New optical technique affords unique insight into blood cell development
Scientists in Hong Kong have developed a novel optical technique that facilitates accurate tracking of hemogenic endothelium cells in zebrafish embryos, providing new insights into the mechanisms of blood formation and potential new understanding of diseases such as leukaemia.
Understanding the origins and development of organisms is integral to the advancement of medicines. However, following or predicting a cell’s developmental path is not straightforward given the innate heterogeneity that exists across cell types.
Hitherto, the means of investigating heterogeneity has been largely ineffective.
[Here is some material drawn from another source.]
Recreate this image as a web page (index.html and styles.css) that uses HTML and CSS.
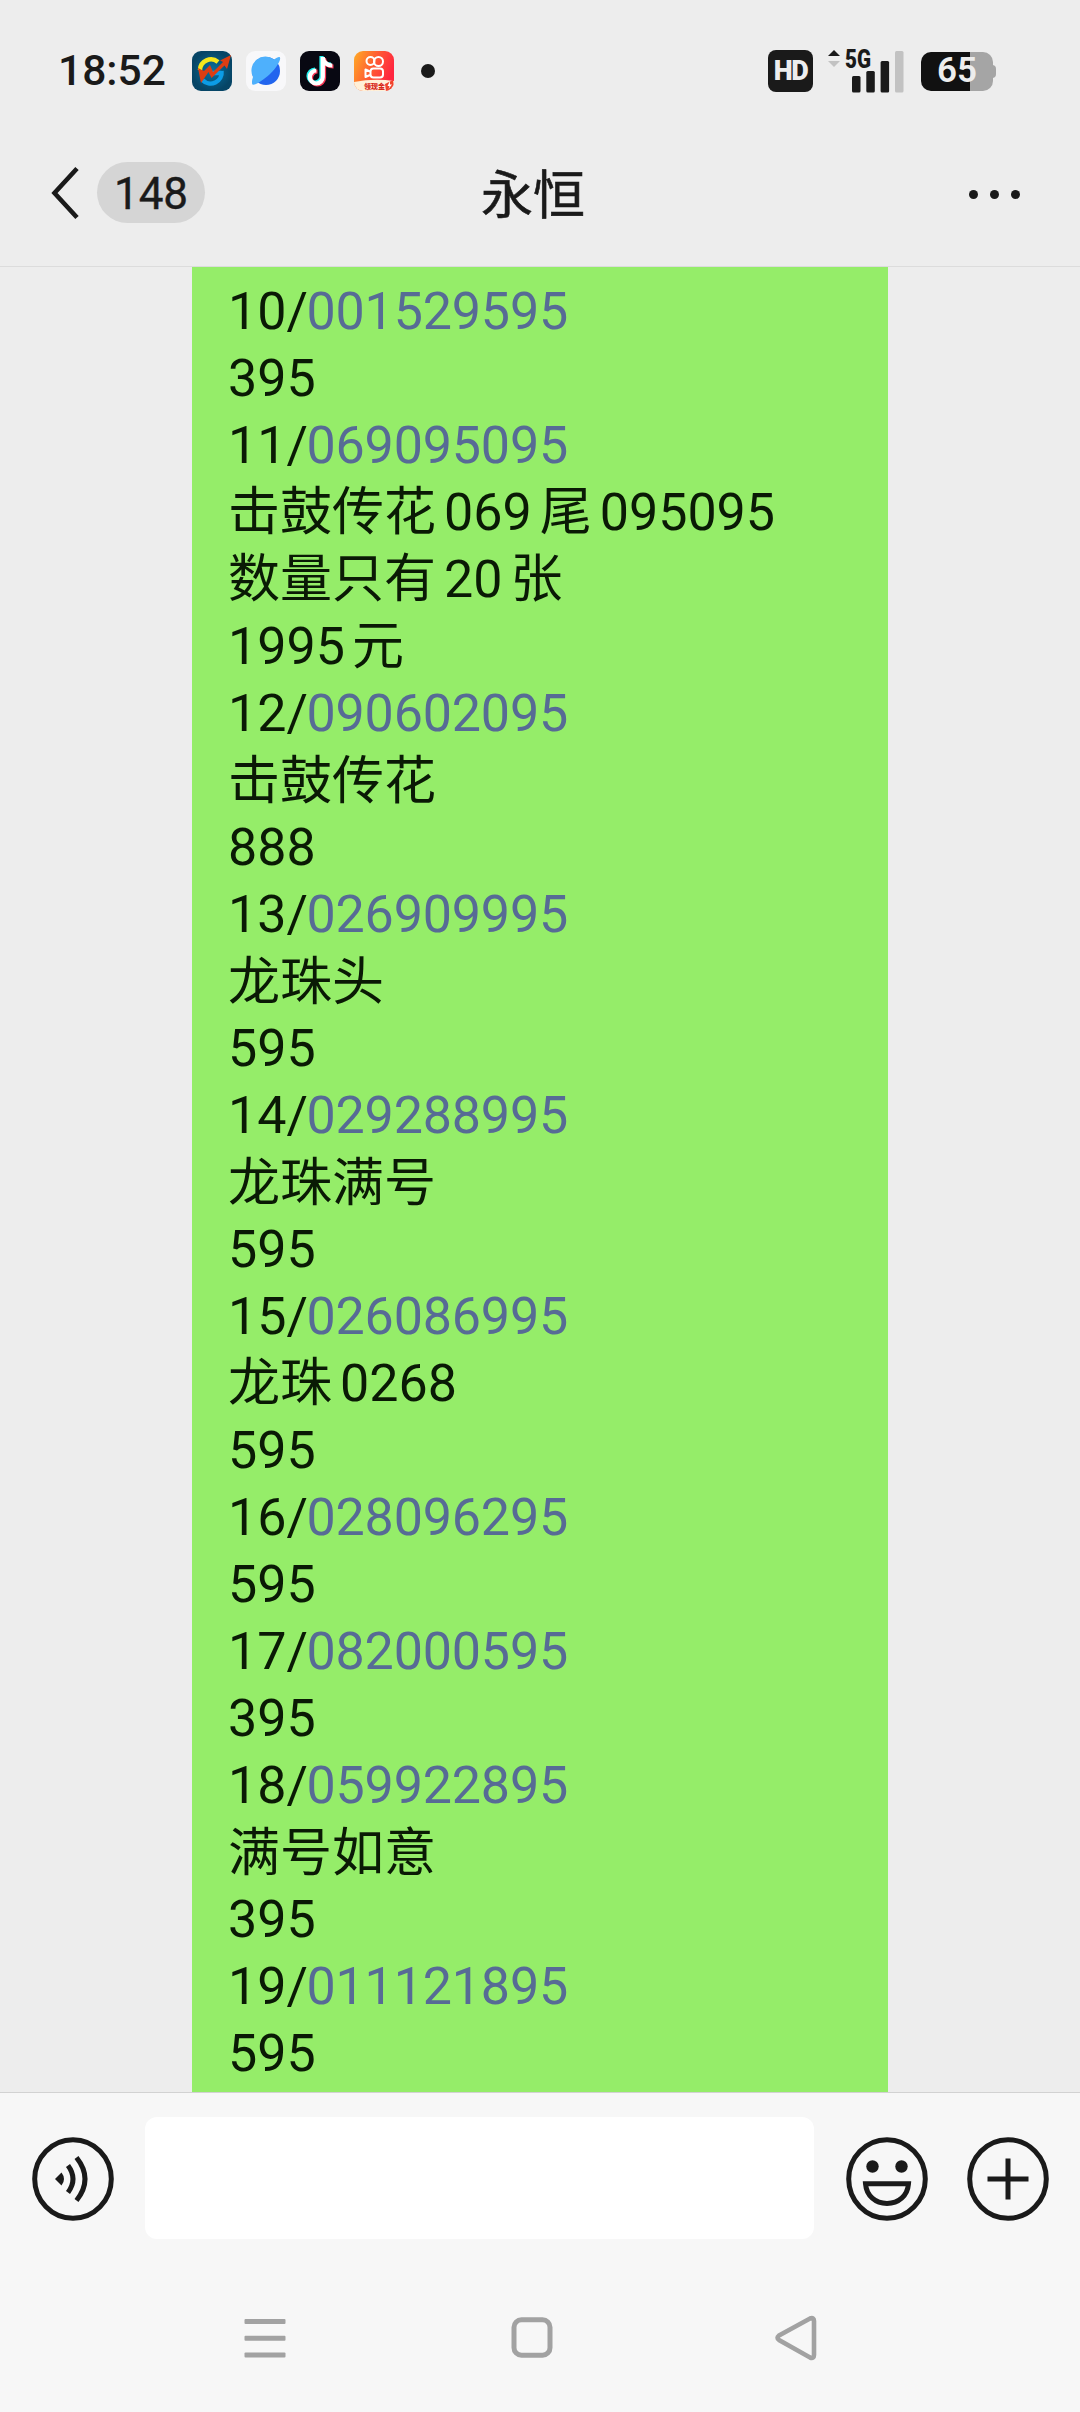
FILE: index.html
```html
<!DOCTYPE html>
<html lang="zh-CN">
<head>
  <meta charset="utf-8">
  <title>永恒</title>
  <link rel="stylesheet" href="styles.css">
</head>
<body>
  <div class="statusbar">
    <span class="clock">18:52</span>
    <div class="apps">
      <!-- stocks -->
      <svg width="40" height="40" viewBox="0 0 40 40">
        <defs><radialGradient id="navy"><stop offset="0" stop-color="#0870a0"/><stop offset="1" stop-color="#064566"/></radialGradient></defs>
        <rect width="40" height="40" rx="9" fill="url(#navy)"/>
        <path d="M8 19a11 11 0 0 1 18-8" fill="none" stroke="#f5e61d" stroke-width="4.500"/>
        <path d="M29.500 20a11 11 0 0 1-19 9M20 22h9.500" fill="none" stroke="#0c9ce6" stroke-width="4.500"/>
        <path d="M6 17l6 3 6-6 3 7 10-10-3-1.500L39 4l-4 14-2.500-3.500L19.500 27l-3-6L9 32z" fill="#dc3d12"/>
      </svg>
      <!-- browser -->
      <svg width="40" height="40" viewBox="0 0 40 40">
        <rect width="40" height="40" rx="9" fill="#f8f8fa"/>
        <circle cx="20" cy="20" r="14" fill="#2265ee"/>
        <path d="M7 26A14 14 0 0 1 28 8.500C31 6.500 33 5.500 34 6.500 35 9 31 16 24 23 17 29.500 8 35 6.500 33.500 5.500 32.500 6 29 7 26z" fill="#4eb0fc"/>
      </svg>
      <!-- short video -->
      <svg width="40" height="40" viewBox="0 0 40 40">
        <rect width="40" height="40" rx="9" fill="#080812"/>
        <g fill="none" stroke-width="4.200">
          <path d="M21.500 5v20a6.500 6.500 0 1 1-6.500-6.500M21.500 6c1 5 4.500 7.500 9.500 7.500" stroke="#25f1ee"/>
          <path d="M24 7v20a6.500 6.500 0 1 1-6.500-6.500M24 8c1 5 4.500 7.500 9.500 7.500" stroke="#f83755"/>
          <path d="M22.800 6v20a6.500 6.500 0 1 1-6.500-6.500M22.800 7c1 5 4.500 7.500 9.500 7.500" stroke="#fff"/>
        </g>
      </svg>
      <!-- video camera -->
      <svg width="40" height="40" viewBox="0 0 40 40">
        <defs>
          <linearGradient id="orange" x2="1" y2=".4"><stop offset="0" stop-color="#ffac25"/><stop offset=".55" stop-color="#ff5933"/><stop offset="1" stop-color="#ff2640"/></linearGradient>
          <clipPath id="tile"><rect width="40" height="40" rx="9"/></clipPath>
        </defs>
        <g clip-path="url(#tile)">
          <rect width="40" height="40" fill="url(#orange)"/>
          <path d="M0 31q20-4 40-1v10H0z" fill="#fff0d8"/>
          <g fill="none" stroke="#fff" stroke-width="2">
            <circle cx="16.500" cy="10" r="4"/><circle cx="24.500" cy="10.500" r="4.500"/>
            <rect x="16.500" y="17.500" width="12.500" height="9" rx="3"/>
            <path d="M16 20.500l-4.500-2v7.500l4.500-2" stroke-linejoin="round"/>
          </g>
          <text x="10" y="37.500" class="promo">领现金</text>
          <path d="M32 40l-1-7 8-4 1 8-6 3z" fill="#f0432c"/>
          <path d="M36 30l-2.500 5h2l-1 3 3.500-4.500h-2z" fill="#fff"/>
        </g>
      </svg>
    </div>
    <span class="more-dot"></span>
    <div class="system">
      <span class="hd">HD</span>
      <svg class="signal" width="77" height="44" viewBox="0 0 77 44">
        <path d="M6 1l6 6H0z" fill="#1a1a1a"/>
        <path d="M6 18l6-6H0z" fill="#c2c2c2"/>
        <text x="17" y="18.500" textLength="26" lengthAdjust="spacingAndGlyphs" class="net">5G</text>
        <g fill="#1a1a1a">
          <rect x="24" y="27" width="8.500" height="16.500" rx="1.500"/>
          <rect x="38.300" y="22" width="8.500" height="21.500" rx="1.500"/>
          <rect x="52.600" y="12" width="8.500" height="31.500" rx="1.500"/>
        </g>
        <rect x="67" y="2" width="8.500" height="41.500" rx="1.500" fill="#c2c2c2"/>
      </svg>
      <div class="battery"><span>65</span></div>
    </div>
  </div>

  <div class="titlebar">
    <svg class="back" width="30" height="54" viewBox="0 0 30 54">
      <path d="M27 2.500L4.500 27 27 51.500" fill="none" stroke="#1a1a1a" stroke-width="4.600"/>
    </svg>
    <span class="unread">148</span>
    <h1>永恒</h1>
    <div class="menu"><i></i><i></i><i></i></div>
  </div>

  <div class="chat">
    <div class="bubble">
      <p>10/<a>001529595</a></p>
      <p>395</p>
      <p>11/<a>069095095</a></p>
      <p>击鼓传花<span class="mid">069</span>尾<span class="mid">095095</span></p>
      <p>数量只有<span class="mid">20</span>张</p>
      <p><span class="first">1995</span>元</p>
      <p>12/<a>090602095</a></p>
      <p class="zh">击鼓传花</p>
      <p>888</p>
      <p>13/<a>026909995</a></p>
      <p class="zh">龙珠头</p>
      <p>595</p>
      <p>14/<a>029288995</a></p>
      <p class="zh">龙珠满号</p>
      <p>595</p>
      <p>15/<a>026086995</a></p>
      <p>龙珠<span class="mid">0268</span></p>
      <p>595</p>
      <p>16/<a>028096295</a></p>
      <p>595</p>
      <p>17/<a>082000595</a></p>
      <p>395</p>
      <p>18/<a>059922895</a></p>
      <p class="zh">满号如意</p>
      <p>395</p>
      <p>19/<a>011121895</a></p>
      <p>595</p>
    </div>
  </div>

  <div class="inputbar">
    <svg width="82" height="84" viewBox="0 0 82 84">
      <g fill="none" stroke="#1a1a1a" stroke-width="5">
        <ellipse cx="41" cy="42" rx="38.300" ry="39.300"/>
        <path d="M36 28.500q10 13.500 0 27M44.500 20.500q17 21.500 0 43"/>
      </g>
      <path d="M23 42l6.500-6.500q5 6.500 0 13z" fill="#1a1a1a"/>
    </svg>
    <div class="field"></div>
    <svg class="emoji" width="82" height="84" viewBox="0 0 82 84">
      <g fill="none" stroke="#1a1a1a" stroke-width="5">
        <ellipse cx="41" cy="42" rx="38.300" ry="39.300"/>
        <path d="M19.500 46.800h43C61.500 59 52.500 66.500 41 66.500S20.500 59 19.500 46.800z"/>
      </g>
      <circle cx="26.500" cy="29.500" r="6.200" fill="#1a1a1a"/>
      <circle cx="55.500" cy="29.500" r="6.200" fill="#1a1a1a"/>
    </svg>
    <svg class="plus" width="82" height="84" viewBox="0 0 82 84">
      <g fill="none" stroke="#1a1a1a" stroke-width="5">
        <ellipse cx="41" cy="42" rx="38.300" ry="39.300"/>
        <path d="M20.500 42h41M41 21.500v41"/>
      </g>
    </svg>
  </div>

  <div class="navbar">
    <svg width="42" height="46" viewBox="0 0 42 46">
      <g fill="#a2a2a2">
        <rect x="0.500" y="4" width="41" height="5" rx="1"/>
        <rect x="0.500" y="20.800" width="41" height="5" rx="1"/>
        <rect x="0.500" y="37.500" width="41" height="5" rx="1"/>
      </g>
    </svg>
    <svg class="home" width="42" height="46" viewBox="0 0 42 46">
      <rect x="3" y="4.800" width="36" height="35.500" rx="7.500" fill="none" stroke="#a2a2a2" stroke-width="5"/>
    </svg>
    <svg class="prev" width="42" height="46" viewBox="0 0 42 46">
      <path d="M4 20.500L35 3.500q4-1.500 4 2.500v34q0 4-4 2.500L4 25q-3-2.200 0-4.500z" fill="none" stroke="#a2a2a2" stroke-width="4.600"/>
    </svg>
  </div>
</body>
</html>
```
FILE: styles.css
```css
* {
  box-sizing: border-box;
}

body {
  margin: 0;
  width: 1080px;
  height: 2412px;
  overflow: hidden;
  display: flex;
  flex-direction: column;
  background-color: #ededed;
  color: #1a1a1a;
  font-family: Roboto, "Noto Sans CJK SC", sans-serif;
}

svg {
  display: block;
  flex: none;
  overflow: visible;
}

/* phone status bar */
.statusbar {
  height: 120px;
  padding: 22px 87px 0 58px;
  display: flex;
  align-items: center;
}
.clock {
  width: 134px;
  font-size: 42.5px;
  font-weight: 500;
  line-height: 54px;
}
.apps {
  display: flex;
  gap: 14px;
}
.promo {
  font-size: 7px;
  font-weight: 900;
  fill: #d8291c;
}
.more-dot {
  width: 14px;
  height: 14px;
  margin-left: 27px;
  border-radius: 50%;
  background-color: #1a1a1a;
}
.system {
  margin-left: auto;
  display: flex;
  align-items: center;
}
.hd {
  width: 45px;
  height: 42px;
  border-radius: 8px;
  background-color: #1a1a1a;
  color: #ededed;
  font-size: 27px;
  font-weight: 900;
  line-height: 43px;
  text-align: center;
  letter-spacing: -1.5px;
}
.signal {
  margin: 0 16px 0 15px;
}
.net {
  font-size: 25px;
  font-weight: 900;
  fill: #1a1a1a;
}
.battery {
  position: relative;
  width: 72px;
  height: 39px;
  border-radius: 10px;
  background: linear-gradient(to right, #111 49px, #a5a5a5 49px);
  color: #ededed;
  font-size: 35px;
  font-weight: 600;
  line-height: 38px;
  text-align: center;
}
.battery::after {
  content: "";
  position: absolute;
  left: 71px;
  top: 13px;
  width: 4px;
  height: 13px;
  border-radius: 0 4px 4px 0;
  background-color: #a5a5a5;
}

/* conversation header */
.titlebar {
  height: 147px;
  padding: 0 60px 0 50px;
  display: flex;
  align-items: center;
  border-bottom: 1px solid #dcdcdc;
}
.unread {
  width: 108px;
  height: 61px;
  margin: -2px 0 0 17px;
  border-radius: 31px;
  background-color: #d5d5d5;
  font-size: 44px;
  line-height: 65px;
  text-align: center;
  -webkit-text-stroke: 0.4px #1a1a1a;
}
h1 {
  width: 104px;
  margin: 7px 0 0 276px;
  font-size: 52px;
  font-weight: 400;
  line-height: 60px;
  -webkit-text-stroke: 0.6px #1a1a1a;
}
.menu {
  margin: 3px 0 0 auto;
  display: flex;
  gap: 12px;
}
.menu i {
  width: 9px;
  height: 9px;
  border-radius: 50%;
  background-color: #1a1a1a;
}

/* messages */
.chat {
  height: 1825px;
  overflow: hidden;
}
.bubble {
  width: 696.4px;
  height: 100%;
  margin-left: 192px;
  padding: 11px 0 0 36px;
  background-color: #95ed69;
  color: #0a1a05;
  font-size: 52px;
}
.bubble p {
  margin: 0;
  height: 67px;
  line-height: 67px;
  white-space: nowrap;
}
.bubble .zh {
  line-height: 69px;
}
.bubble a {
  margin-left: -1.5px;
  color: #576b95;
  letter-spacing: -0.15px;
}
.mid {
  margin: 0 8px;
}
.first {
  margin-right: 7px;
}

/* bottom input bar */
.inputbar {
  height: 172px;
  padding: 24px 31px 0 32px;
  display: flex;
  align-items: flex-start;
  background-color: #f7f7f7;
  border-top: 1px solid #d2d2d2;
}
.inputbar svg {
  margin-top: 20px;
}
.field {
  width: 669px;
  height: 122px;
  margin-left: 31px;
  border-radius: 12px;
  background-color: #fff;
}
.emoji {
  margin-left: 32px;
}
.plus {
  margin-left: 39px;
}

.navbar {
  flex: 1;
  padding: 51px 0 0 244px;
  display: flex;
  background-color: #f7f7f7;
}
.home {
  margin-left: 225px;
}
.prev {
  margin-left: 222px;
}
```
Traditional bulk-labelling techniques are unable to dissect heterogeneity within cell populations and newer single-cell lineage tracing methods invented in the last decade fall short of providing high-fidelity single-cell labelling and long-term in-vivo observation simultaneously.
A team of scientists in Hong Kong, however, has developed an imaging technique that overcomes the inadequacies of these methods. By enabling them to label a single hemogenic endothelium (HE) cell in a zebrafish embryo, they are able to track the cell and its descendants, providing new insights into how blood cells develop.
“We developed an infrared laser-evoked gene operator (IRLEGO) technology, in which a two-photon fluorescent thermometer is utilised to measure the temperature rise in vivo to achieve precise single-cell labelling,” said Prof Qu, Professor at the Department of Electronic and Computer Engineering at HKUST. “The two-photon microscopy-based thermometry could perform in-vivo and non-invasive imaging of a temperature rise in the region around the infrared laser focal point in the tissue with an accuracy of about 0.5°C. Using this state-of-the-art fluorescent thermometer, we successfully measured the temperature distributions in the region close to the infrared laser focal point in live zebrafish. The results show that the temperature can be raised to 40-50°C for heat-shock induction in a well-defined small 3D volume (~15-20μm), which is about the size of one or two cells.”
Labelling and tracing problems overcome
The common problem of background noise, which occurs with various single-cell lineage tracing technologies in the form of green fluorescent protein signals in zebrafish without heat shock, is a major challenge in single-cell lineage tracing. To minimise the effect of this background noise, the team developed a statistical algorithm to determine the lineage distribution derived from a single cell.
“Using this tool, we documented that the hemogenic endothelium (HE) cells in the posterior blood island of zebrafish are heterogeneous in terms of hematopoietic potential. Our study demonstrated that the high-precision single-cell IRLEGO technology has outstanding capacity to perform single-cell labelling and long-term in-vivo lineage tracing,” Prof Wen, Professor at the Division of Life Science at HKUST said.
The research team – in collaboration with Prof XU Jin of the Division of Cell, Developmental and Integrative Biology, School of Medicine, South China University of Technology – also revealed that there are at least two distinct populations of hemogenic endothelium cells. One of them can give rise to both lymphoid and myeloid cells, while the other can only give rise to myeloid cells.
“These findings shed light on the mechanisms of blood formation, and potentially could provide useful tools to study the development of diseases such as leukaemia. Additionally, the single-cell labelling technology could be applied to study the development of other tissues and organs and to answer many important questions related to stem cell biology, including cancer stem cells,” Prof Wen added.
The technique holds great potential for additional applications, too:
“In future, we aim to apply the single-cell labelling technology to answer fundamental biological questions and develop therapeutic strategies against a variety of diseases, such as developmental origin(s) of different types of tissues (and) tracing single cell movement in vivo – eg, immune cell responses to a variety of induction signals, monitoring cell competition in tissue homeostasis and cancer formation, etc,” Prof Qu added.
These research findings were published in the scientific journal eLife.